Come il consigliere Nicola Pagliuca che, a distanza di un mese e dopo la pausa estiva, faceva ufficiale dietro front, dichiarando che il suo gruppo era perfettamente consapevole del fatto che la trovata defilippiana fosse stata un bluff ma che aveva trovato il loro voto favorevole solo per capire dove veramente il governatore volesse arrivare.

Tacciono  i big dell’opposizione.
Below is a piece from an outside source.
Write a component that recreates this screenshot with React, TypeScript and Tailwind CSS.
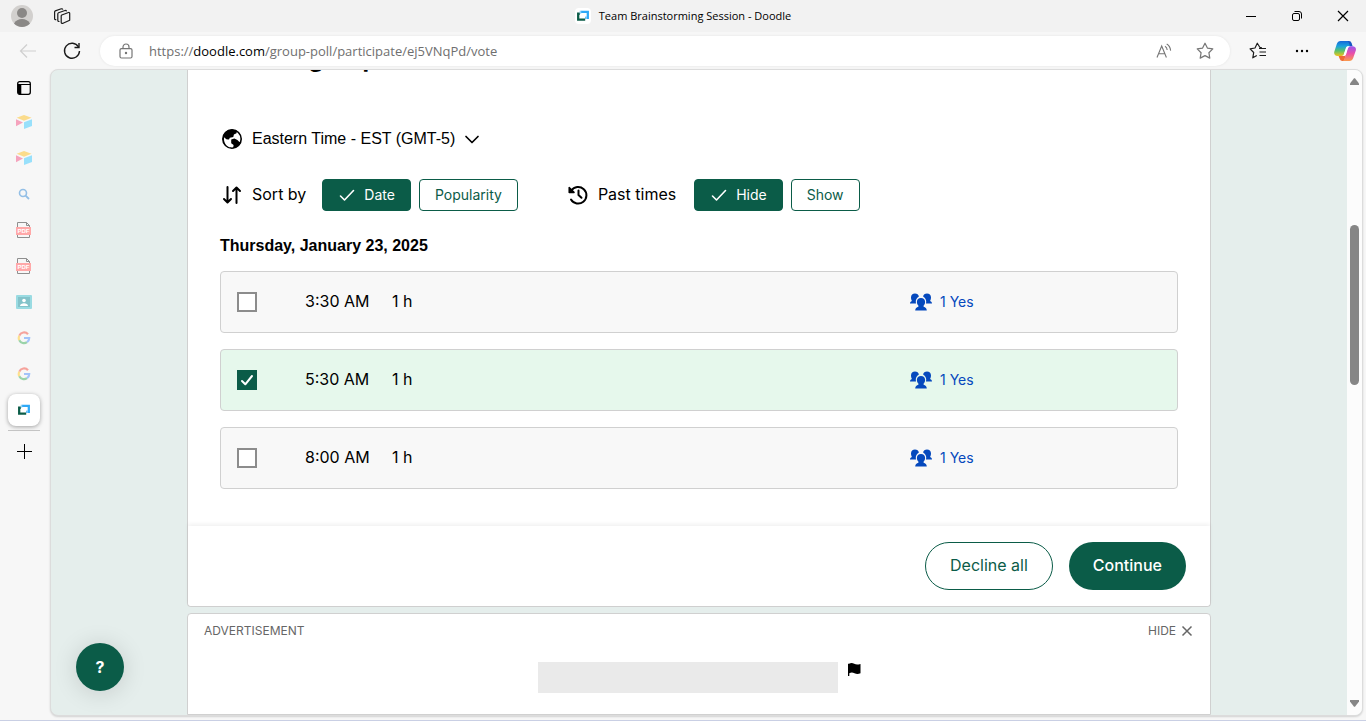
import { useState } from "react";
import type { ReactNode } from "react";

const chromeFont = "font-['Open_Sans','Noto_Sans',sans-serif]";

function DoodleMark({ className }: { className: string }) {
  return (
    <svg viewBox="0 0 16 16" className={className} aria-hidden="true">
      <path d="M5.5 3.2h8v7h-3.200" fill="none" stroke="#2ea9f7" strokeWidth="2.600" />
      <path d="M10.500 12.200h-8v-7h2" fill="none" stroke="#0b5c48" strokeWidth="2.600" />
      <path d="M4.200 2h1.800v3.500H4.200zM10.800 8.900h1.500v2.500h-1.500z" fill="#8fd3fb" />
    </svg>
  );
}

function Blocks() {
  return (
    <svg viewBox="0 0 16 14" className="h-3.5 w-4" aria-hidden="true">
      <path d="M8 0l7.500 2.800L8 5.800.7 2.800z" fill="#fbdc8c" />
      <path d="M0 4.200l7 3.400L0 11.200z" fill="#f5a3bd" />
      <path d="M8 7.300l8-3v6.700l-8 3z" fill="#98e0fb" />
    </svg>
  );
}

function Pdf() {
  return (
    <svg viewBox="0 0 16 18" className="h-[18px] w-4" aria-hidden="true">
      <path d="M1.500 7V1.500h9l3 3V7M1.500 13v3.500h12V13M10.500 1.500v3h3" fill="none" stroke="#8f8f8f" />
      <rect x="0" y="6" width="15" height="8" fill="#ffa8a8" />
      <text x="7.500" y="12.300" fontSize="6" fontWeight="700" textAnchor="middle" fill="#fff" fontFamily="Liberation Sans, sans-serif">PDF</text>
    </svg>
  );
}

function Google() {
  return (
    <svg viewBox="0 0 14 14" className="h-3.5 w-3.5" fill="none" strokeWidth="2.200" aria-hidden="true">
      <path d="M11 3.200A5.200 5.200 0 0 0 2.300 4.700" stroke="#f6a39c" />
      <path d="M2.300 4.700a5.200 5.200 0 0 0 0 4.600" stroke="#fde08e" />
      <path d="M2.300 9.300a5.200 5.200 0 0 0 7.700 1.900" stroke="#9ad3a9" />
      <path d="M10 11.200A5.200 5.200 0 0 0 12.200 7H7" stroke="#a3c3fa" />
    </svg>
  );
}

function Contact() {
  return (
    <svg viewBox="0 0 16 14" className="h-3.5 w-4" aria-hidden="true">
      <rect width="16" height="14" rx="1" fill="#9adbe2" />
      <rect x="2" y="2" width="12" height="10" fill="#84c3ca" />
      <circle cx="8" cy="5.500" r="1.800" fill="#fff" />
      <path d="M4 11c0-2 2-2.800 4-2.800s4 .8 4 2.800z" fill="#fff" />
    </svg>
  );
}

function Search() {
  return (
    <svg viewBox="0 0 12 12" className="h-3 w-3" fill="none" aria-hidden="true">
      <circle cx="5" cy="5" r="3.500" stroke="#93bfe6" strokeWidth="1.600" />
      <path d="M7.600 7.600L11 11" stroke="#93bfe6" strokeWidth="1.800" />
    </svg>
  );
}

const sideTabs: { name: string; icon: ReactNode }[] = [
  { name: "Bases", icon: <Blocks /> },
  { name: "Workspace", icon: <Blocks /> },
  { name: "Search", icon: <Search /> },
  { name: "Document one", icon: <Pdf /> },
  { name: "Document two", icon: <Pdf /> },
  { name: "Contacts", icon: <Contact /> },
  { name: "Google", icon: <Google /> },
  { name: "Google results", icon: <Google /> },
];

function TitleBar() {
  return (
    <header className="flex h-8 shrink-0 items-center bg-[#f2f2f2]">
      <div className="flex flex-1 items-center gap-5">
        <button aria-label="Profile" className="ml-[11px]">
          <svg viewBox="0 0 22 22" className="h-[22px] w-[22px]" aria-hidden="true">
            <circle cx="11" cy="11" r="11" fill="#d2d0ce" />
            <circle cx="11" cy="8" r="5" fill="#8a8886" />
            <path d="M3 18.500c1.500-3 4.500-4.500 8-4.500s6.500 1.500 8 4.500A11 11 0 0 1 3 18.500z" fill="#8a8886" />
          </svg>
        </button>
        <button aria-label="Workspaces">
          <svg viewBox="0 0 18 18" className="h-[18px] w-[18px]" fill="none" stroke="#1b1b1b" strokeWidth="1.200" strokeLinejoin="round" aria-hidden="true">
            <path d="M8.800 8L15.500 5.500q1.200-.2 1.200 1v6.700L10 16.300q-1.800.4-1.800-1V9q0-.7.600-1z" />
            <path d="M6.500 14.500q-1.700.2-1.700-1.200V6.900q0-.8.700-1.100l6.500-2.300q1.300-.2 1.500.8" />
            <path d="M3.300 12.600q-1.700.2-1.700-1.200V5q0-.8.700-1.100l6-2.100q1.300-.2 1.500.8" />
          </svg>
        </button>
      </div>
      <div className="flex items-center gap-2">
        <span className="flex h-4 w-4 items-center justify-center rounded-sm bg-white">
          <DoodleMark className="h-3.5 w-3.5" />
        </span>
        <span className="text-[11px] leading-4 text-black">Team Brainstorming Session - Doodle</span>
      </div>
      <div className="flex flex-1 justify-end text-black">
        <button aria-label="Minimize" className="flex h-8 w-[46px] items-center justify-center">
          <svg viewBox="0 0 12 12" className="h-3 w-3" stroke="currentColor" aria-hidden="true"><path d="M1 6.500h10" /></svg>
        </button>
        <button aria-label="Restore" className="flex h-8 w-[46px] items-center justify-center">
          <svg viewBox="0 0 12 12" className="h-3 w-3" fill="none" stroke="currentColor" aria-hidden="true">
            <rect x="1.500" y="3.500" width="7" height="7" rx="1.500" />
            <path d="M3.500 1.500h4.500a2.500 2.500 0 0 1 2.500 2.500v4.500" />
          </svg>
        </button>
        <button aria-label="Close" className="flex h-8 w-[46px] items-center justify-center">
          <svg viewBox="0 0 12 12" className="h-3 w-3" stroke="currentColor" strokeWidth="1.200" aria-hidden="true"><path d="M1 1l10 10M11 1L1 11" /></svg>
        </button>
      </div>
    </header>
  );
}

function Toolbar() {
  return (
    <div className="flex h-[37px] shrink-0 items-center bg-[#f7f7f7] pr-2.5">
      <button aria-label="Back" className="ml-[19px]">
        <svg viewBox="0 0 18 18" className="h-[18px] w-[18px]" fill="none" stroke="#cfcfcf" strokeWidth="1.200" aria-hidden="true"><path d="M17 9H1.500M8 2.500L1.500 9 8 15.500" /></svg>
      </button>
      <button aria-label="Refresh" className="ml-[26px]">
        <svg viewBox="0 0 18 18" className="h-[18px] w-[18px]" fill="none" stroke="#1b1b1b" strokeWidth="1.400" aria-hidden="true">
          <path d="M15.500 5A7.500 7.500 0 1 0 16.500 9" />
          <path d="M16 1v4.500h-4.500" />
        </svg>
      </button>
      <div className="ml-[19px] flex h-[30px] min-w-0 flex-1 items-center rounded-full bg-white pl-[19px] pr-4 shadow-[0_0_3px_rgba(0,0,0,0.08)]">
        <svg viewBox="0 0 14 16" className="h-4 w-3.5 shrink-0" fill="none" stroke="#767676" strokeWidth="1.200" aria-hidden="true">
          <rect x="1" y="5.600" width="12" height="9.400" rx="1.500" />
          <path d="M4 5.500V4a3 3 0 0 1 6 0v1.500" />
          <circle cx="7" cy="10" r=".6" fill="#767676" />
        </svg>
        <a href="https://doodle.com/group-poll/participate/ej5VNqPd/vote" className="ml-4 mr-auto flex whitespace-nowrap text-[13px] leading-5 text-[#6f6f6f]">
          <span>https://</span>
          <span className="text-black">doodle.com</span>
          <span>/group-poll/participate/ej5VNqPd/vote</span>
        </a>
        <button aria-label="Read aloud">
          <svg viewBox="0 0 16 16" className="h-4 w-4" fill="none" stroke="#767676" strokeWidth="1.100" aria-hidden="true">
            <path d="M1 14.500L5.700 3l4.700 11.500M2.600 10.700h6.200" />
            <path d="M9 3.200q2 1.200 2.200 3.800M10.700 1q3.500 2 3.900 6.600" />
          </svg>
        </button>
        <button aria-label="Add to favorites" className="ml-6">
          <svg viewBox="0 0 18 18" className="h-[18px] w-[18px]" fill="none" stroke="#767676" strokeWidth="1.200" strokeLinejoin="round" aria-hidden="true">
            <path d="M9 1.200l2.400 4.900 5.400.8-3.900 3.800.9 5.400L9 13.600l-4.800 2.500.9-5.400-3.900-3.800 5.400-.8z" />
          </svg>
        </button>
      </div>
      <button aria-label="Favorites" className="ml-[19px]">
        <svg viewBox="0 0 18 18" className="h-[18px] w-[18px]" fill="none" stroke="#1b1b1b" strokeWidth="1.200" strokeLinejoin="round" aria-hidden="true">
          <path d="M12.800 5.500l-2-.2L8.300 1.200 6 6l-4.900.8 3.600 3.700-.9 5.300 4-2.300M10 6.500h7M10.500 10H17M10.500 13.500H17" />
        </svg>
      </button>
      <button aria-label="Settings and more" className="ml-7">
        <svg viewBox="0 0 14 4" className="h-1 w-3.5" aria-hidden="true"><circle cx="2" cy="2" r="1.200" /><circle cx="7" cy="2" r="1.200" /><circle cx="12" cy="2" r="1.200" /></svg>
      </button>
      <button aria-label="Copilot" className="ml-[25px]">
        <svg viewBox="0 0 22 20" className="h-5 w-[22px]" aria-hidden="true">
          <defs>
            <linearGradient id="coolSide" x1="0" y1="0" x2="0" y2="1">
              <stop offset="0" stopColor="#1768d8" />
              <stop offset=".35" stopColor="#1ba4dd" />
              <stop offset=".65" stopColor="#5bc16c" />
              <stop offset="1" stopColor="#f0c419" />
            </linearGradient>
            <linearGradient id="warmSide" x1="0" y1="0" x2="0" y2="1">
              <stop offset="0" stopColor="#9a55ef" />
              <stop offset=".5" stopColor="#ea4fa8" />
              <stop offset="1" stopColor="#fb9a4b" />
            </linearGradient>
          </defs>
          <path d="M12 0h3q2 0 2.600 2l1 3.200h-4.400q-2-1.200-2.200-5.200z" fill="#1857c4" />
          <path d="M4.500 14.800h2.800q1.900 0 2.500-1.800l2.200 1L10 20H8.400q-2 0-2.600-2z" fill="#ef6a35" />
          <path d="M6.600 0h6.600q1.200 0 1.800 2l.9 3.200h-1.700q-1.700 0-2.300 1.900L9.900 13q-.7 2-2.700 2H3.600Q-.3 14.800.2 11L2.800 3Q3.800 0 6.600 0z" fill="url(#coolSide)" />
          <path d="M15.400 20H8.800q1.200-.4 1.800-2.400l3.100-10.200q.7-2.200 2.500-2.200h2.200q4 .2 3.500 4L19.200 17q-1 3-3.800 3z" fill="url(#warmSide)" />
          <path d="M12.200 6.500q.5-1.300 2-1.300h1.900q-1.600.3-2.300 2.300l-1.900 6.200q-.5 1.300-1.900 1.300H8q1.600-.3 2.100-2z" fill="#fff" />
        </svg>
      </button>
    </div>
  );
}

function SideTabs() {
  return (
    <nav aria-label="Tabs" className="flex w-[50px] shrink-0 flex-col bg-[#f7f7f7] pr-0.5">
      <button aria-label="Tab actions" className="flex h-[35px] items-center justify-center pt-0.5">
        <svg viewBox="0 0 14 14" className="h-3.5 w-3.5" aria-hidden="true">
          <rect x=".7" y=".7" width="12.600" height="12.600" rx="2" fill="none" stroke="#000" strokeWidth="1.300" />
          <path d="M1 3.500h12.500" stroke="#000" />
          <path d="M1 3.500h3.300V13H2L1 12z" />
        </svg>
      </button>
      {sideTabs.map((tab) => (
        <button key={tab.name} aria-label={tab.name} className="flex h-9 items-center justify-center">
          {tab.icon}
        </button>
      ))}
      <button aria-label="Doodle" className="mx-2 mt-0.5 flex h-8 items-center justify-center rounded-lg bg-white shadow-[0_1px_4px_rgba(0,0,0,0.35)]">
        <DoodleMark className="h-3.5 w-3.5" />
      </button>
      <div className="mx-2 mt-1 h-px bg-[#c4c4c4]" />
      <button aria-label="New tab" className="mt-2 flex h-6 items-center justify-center">
        <svg viewBox="0 0 15 15" className="h-[15px] w-[15px]" stroke="#000" aria-hidden="true"><path d="M7.500 0v15M0 7.500h15" /></svg>
      </button>
    </nav>
  );
}

function Check({ className }: { className: string }) {
  return (
    <svg viewBox="0 0 18 18" className={className} fill="none" stroke="currentColor" strokeWidth="1.600" strokeLinecap="round" strokeLinejoin="round" aria-hidden="true">
      <path d="M2.500 10l4 4 9-9.500" />
    </svg>
  );
}

function Choice({ label, active, onSelect }: { label: string; active: boolean; onSelect: () => void }) {
  return (
    <button
      aria-pressed={active}
      onClick={onSelect}
      className={
        active
          ? "flex h-8 items-center gap-2 rounded border border-[#0b5c48] bg-[#0b5c48] px-[15px] text-sm text-white"
          : "flex h-8 items-center gap-2 rounded border border-[#0b5c48] bg-white px-[15px] text-sm text-[#0b5c48]"
      }
    >
      {active && <Check className="h-[18px] w-[18px]" />}
      {label}
    </button>
  );
}

function People() {
  return (
    <svg viewBox="0 0 22 18" className="h-[18px] w-[22px]" fill="#0549bd" aria-hidden="true">
      <path d="M5 .5c2.100 0 3.600 1.100 3.900 2.900C7 4.500 5.800 6.300 5.800 8.600c0 .7.100 1.300.2 1.900H0C0 9.200.6 8.500 1.900 8 1.500 7 1 5.700 1 4.400 1 2 2.700.5 5 .5z" />
      <path d="M17 .5c-2.100 0-3.600 1.100-3.900 2.900 1.900 1.100 3.100 2.900 3.100 5.200 0 .7-.1 1.300-.2 1.900h6c0-1.300-.6-2-1.900-2.500.4-1 .9-2.300.9-3.600C21 2 19.300.5 17 .5z" />
      <path d="M11 4.900c2.500 0 4.100 1.600 4.100 4 0 1.600-.7 2.800-1.500 3.700v1.200c1.800.5 3.100 1.400 3.200 3.700H5.200c.1-2.300 1.400-3.200 3.200-3.700v-1.200c-.8-.9-1.500-2.100-1.500-3.700 0-2.400 1.600-4 4.100-4z" />
    </svg>
  );
}

const slots = [
  { id: "slot-330", time: "3:30 AM" },
  { id: "slot-530", time: "5:30 AM" },
  { id: "slot-800", time: "8:00 AM" },
];

function Poll() {
  const [sort, setSort] = useState("Date");
  const [past, setPast] = useState("Hide");
  const [picked, setPicked] = useState<string[]>(["slot-530"]);
  const toggle = (id: string) =>
    setPicked((now) => (now.includes(id) ? now.filter((x) => x !== id) : [...now, id]));

  return (
    <section className="rounded-b border border-t-0 border-[#d0d0d0] bg-white">
      <div className="px-8 pb-[37px]">
        <h1 className="-mt-[27px] text-2xl font-bold leading-8">Doodle group</h1>
        <button className="mt-[52px] flex h-6 items-center font-['Liberation_Sans',Arial,sans-serif] text-base">
          <svg viewBox="0 0 24 24" className="mr-2 h-6 w-6" aria-hidden="true">
            <circle cx="12" cy="12" r="9.200" fill="#fff" stroke="#000" strokeWidth="1.600" />
            <path d="M3 12C2.600 6.500 7 2.200 12.500 2.400l4.500 1.300-.5 2.500-2.600 1.200-.6 2.500-3.500.8-.8 1.700H5.500l2.800 2.400-.6 2.200.9 2.800C5.200 18.500 3 15.500 3 12z" />
            <path d="M4.200 10.300l2.600 2.500 2.700.3-.3 2.500 1.700 1.600-.8 3.300C6 19.300 3.200 15 4.200 10.300z" fill="#fff" />
            <path d="M11.200 12.600l3.200-1 3 1.300 2 2 1.500-.3c-1 3.500-4 6.300-7.800 6.700l.5-3.300-2.400-1.700z" />
          </svg>
          Eastern Time - EST (GMT-5)
          <svg viewBox="0 0 24 24" className="ml-[5px] h-6 w-6" fill="none" stroke="#000" strokeWidth="1.700" strokeLinecap="round" strokeLinejoin="round" aria-hidden="true"><path d="M6 9.500l6 6 6-6" /></svg>
        </button>

        <div className="mt-7 flex flex-wrap items-center gap-x-12">
          <div className="flex items-center gap-2">
            <svg viewBox="0 0 24 24" className="h-6 w-6" fill="none" stroke="#000" strokeWidth="2" strokeLinecap="round" strokeLinejoin="round" aria-hidden="true">
              <path d="M7.500 4v15M4 16l3.500 3.500L11 16M16.500 20V4.500M13 8l3.500-3.500L20 8" />
            </svg>
            <span className="mr-2 pb-0.5 text-base">Sort by</span>
            {["Date", "Popularity"].map((x) => (
              <Choice key={x} label={x} active={sort === x} onSelect={() => setSort(x)} />
            ))}
          </div>
          <div className="flex items-center gap-2">
            <svg viewBox="0 0 24 24" className="h-6 w-6" fill="none" stroke="#000" strokeWidth="2" strokeLinecap="round" strokeLinejoin="round" aria-hidden="true">
              <path d="M5.300 7.500A8.300 8.300 0 1 1 5 16.500" />
              <path d="M3.200 4.600v4.800h4.800z" fill="#000" strokeWidth="1.500" />
              <path d="M12.500 7.500V12l3 2.800" />
            </svg>
            <span className="mr-2.5 pb-0.5 text-base">Past times</span>
            {["Hide", "Show"].map((x) => (
              <Choice key={x} label={x} active={past === x} onSelect={() => setPast(x)} />
            ))}
          </div>
        </div>

        <h2 className="mt-6 font-['Liberation_Sans',Arial,sans-serif] text-base font-bold leading-[22px]">Thursday, January 23, 2025</h2>
        <ul className="mt-3.5 flex flex-col gap-4">
          {slots.map((slot) => {
            const on = picked.includes(slot.id);
            return (
              <li
                key={slot.id}
                className={
                  on
                    ? "grid h-[62px] grid-cols-[68px_87px_1fr_251px] items-center rounded border border-[#d0d0d0] bg-[#e6f8ec] px-4"
                    : "grid h-[62px] grid-cols-[68px_87px_1fr_251px] items-center rounded border border-[#d0d0d0] bg-[#f8f8f8] px-4"
                }
              >
                <span className="relative h-5 w-5">
                  <input
                    id={slot.id}
                    type="checkbox"
                    checked={on}
                    onChange={() => toggle(slot.id)}
                    className="block h-5 w-5 appearance-none border-2 border-[#8c8c8c] bg-white checked:border-[#0b5c48] checked:bg-[#0b5c48]"
                  />
                  {on && (
                    <svg viewBox="0 0 20 20" className="pointer-events-none absolute inset-0 h-5 w-5" fill="none" stroke="#fff" strokeWidth="2" strokeLinecap="round" strokeLinejoin="round" aria-hidden="true">
                      <path d="M5 11l3.300 3.300L15 6" />
                    </svg>
                  )}
                </span>
                <label htmlFor={slot.id} className="pb-0.5 text-base leading-6">{slot.time}</label>
                <span className="pb-0.5 text-base leading-6">1 h</span>
                <button className="flex items-center gap-2 text-sm text-[#0549bd]">
                  <People />
                  1 Yes
                </button>
              </li>
            );
          })}
        </ul>
      </div>
      <div className="flex justify-end gap-4 rounded-b bg-white px-6 py-4 shadow-[0_-2px_4px_rgba(0,0,0,0.06)]">
        <button className="h-12 rounded-full border border-[#0b5c48] px-6 pb-0.5 text-base text-[#0b5c48]">Decline all</button>
        <button className="h-12 rounded-full bg-[#0b5c48] px-6 pb-0.5 text-base font-medium text-white">Continue</button>
      </div>
    </section>
  );
}

function Advertisement() {
  return (
    <section className="mt-1.5 flex flex-1 flex-col rounded-t border border-[#d0d0d0] bg-white">
      <div className="flex items-center justify-between px-4 pt-2 text-xs leading-[18px] text-[#666666]">
        <span>ADVERTISEMENT</span>
        <button className="flex items-center gap-1">
          HIDE
          <svg viewBox="0 0 14 14" className="h-3.5 w-3.5" stroke="currentColor" strokeWidth="1.500" aria-hidden="true"><path d="M2.500 2.500l9 9M11.500 2.500l-9 9" /></svg>
        </button>
      </div>
      <div className="mt-[22px] flex items-start justify-center gap-2.5">
        <div className="h-[31px] w-[300px] bg-[#eaeaea]" />
        <button aria-label="Report">
          <svg viewBox="0 0 13 14" className="h-3.5 w-[13px]" aria-hidden="true">
            <path d="M0 1.800h1C3 .6 4.500.9 6.200 1.800s3 1.100 6.300.3v9.100c-2.200.9-4 .9-6 0s-3.500-.9-5.200.1V14H0z" />
          </svg>
        </button>
      </div>
    </section>
  );
}

export default function App() {
  return (
    <div className={`flex h-screen flex-col overflow-hidden bg-[#f7f7f7] ${chromeFont}`}>
      <TitleBar />
      <Toolbar />
      <div className="flex min-h-0 flex-1">
        <SideTabs />
        <main className="relative mr-[3px] flex min-w-0 flex-1 overflow-hidden rounded-lg border border-[#dcdcdc] bg-[#e5eeec] font-['Inter','Liberation_Sans',sans-serif] text-black shadow-[0_1px_2px_rgba(0,0,0,0.15)]">
          <div className="flex min-w-0 flex-1 justify-center overflow-hidden">
            <div className="flex w-full max-w-[1024px] flex-col">
              <Poll />
              <Advertisement />
            </div>
          </div>
          <button aria-label="Help" className="absolute bottom-6 left-[25px] h-12 w-12 rounded-full bg-[#0b5c48] text-base font-bold text-white shadow-[0_2px_24px_rgba(0,0,0,0.14)]">?</button>
          <div className="flex w-[15px] shrink-0 flex-col items-center bg-[#fcfcfc] py-2" aria-hidden="true">
            <svg viewBox="0 0 9 7" className="h-[7px] w-[9px]" fill="#868686"><path d="M4 .3h1L9 5.500V7H0V5.500z" /></svg>
            <div className="mt-[140px] h-40 w-[9px] rounded-full bg-[#868686]" />
            <svg viewBox="0 0 9 7" className="mt-auto h-[7px] w-[9px]" fill="#868686"><path d="M4 6.700h1L9 1.500V0H0v1.500z" /></svg>
          </div>
        </main>
      </div>
      <div className="mt-1 h-px shrink-0 bg-[#c9cfe4]" />
    </div>
  );
}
I parlamentari lucani  Viceconte e Latronico  ignorano la notizia e preferiscono puntare sull’incontro romano con la segreteria del ministro Lupi, per parlare di  infrastrutture del Mezzogiorno.

Il Movimento 5 Stelle, l’unico in questo momento a potersi permettere di cavalcare l’onda del dissenso, si affida a un commento sulla bacheca della deputata  Mirella Liuzzi: «La sceneggiata lucana bocciata dalla Corte Costituzionale».

Ma a voler misurare l’effetto della sonora sconfitta lucana  in termini di equilibri politici,  e in vista del voto di novembre, ancora una volta, è soprattutto in casa Pd che bisogna guardare.

Era stato l’ex presidente del Consiglio regionale, Vincenzo Folino, (anche lui firmatario della moratoria) a portare avanti l’attacco più duro alla linea del compagno di partito e alter ego istituzionale, Vito De Filippo.

Dalle colonne del “Quotidiano” il deputato spiegava in dieci punti i motivi della propria contrarietà alle ultime mosse del governatore in fatto di petrolio.

Al secondo punto di quel documento si leggeva la conclusione a cui De Filippo sarebbe arrivato mesi dopo, a seguito della sentenza della Consulta: «Siamo tutti d’accordo che non si può fare della Basilicata una “gruviera”. Proprio per questo – scriveva Folino – la Giunta regionale dovrebbe negare l’intesa su ogni singolo procedimento utilizzando tutti gli argomenti di merito possibili e tutti gli strumenti amministrativi disponibili, a partire dalle procedure di valutazione di impatto ambientale, costruendo in tal modo atti robusti ed inattaccabili sul piano giuridico».

L’ex presidente del Consiglio obiettava le ragioni di chi faceva notare una contraddizione tra le linea del Memorandum, «quella per cui lo stesso governatore ha sempre mostrato entusiasmo», e la scelta improvvisa di far passare attraverso una legge regionale l’opposizione a nuove estrazioni in Basilicata.

La posizione molta critica dell’ex presidente del Consiglio – che disse chiaramente di non aver condiviso alcune affermazione del presidente e di considerare la moratoria come qualcosa che avrebbe finito per nuocere alla Basilicata – segnò un’ulteriore profonda frattura tra i due più potenti politici lucani.

Un “affronto” che De Filippo non avrebbe dimenticato, menzionandolo anche tra quei veleni interni ampiamente rendicontati nella relazione al Consiglio sulle sue dimissioni, quando ha fatto riferimento a quei tentativi di delegittimare anche un’operazione buona  come quella del memorandum.

La decisione  della Consulta è destinata a diventare un delicatissimo tassello da aggiungere al puzzle dei complicati rapporti tra i due. Caso ha voluto che nello stesso giorno in cui veniva depositata la sentenza che sancisce la sconfitta della linea defilippiana, la commissione Attività produttive di cui fa parte il deputato Folino portasse avanti le ragioni lucane a Roma. Tutto questo avrà un peso.

E anche all’ombra della moratoria si determineranno i delicati giochi di potere.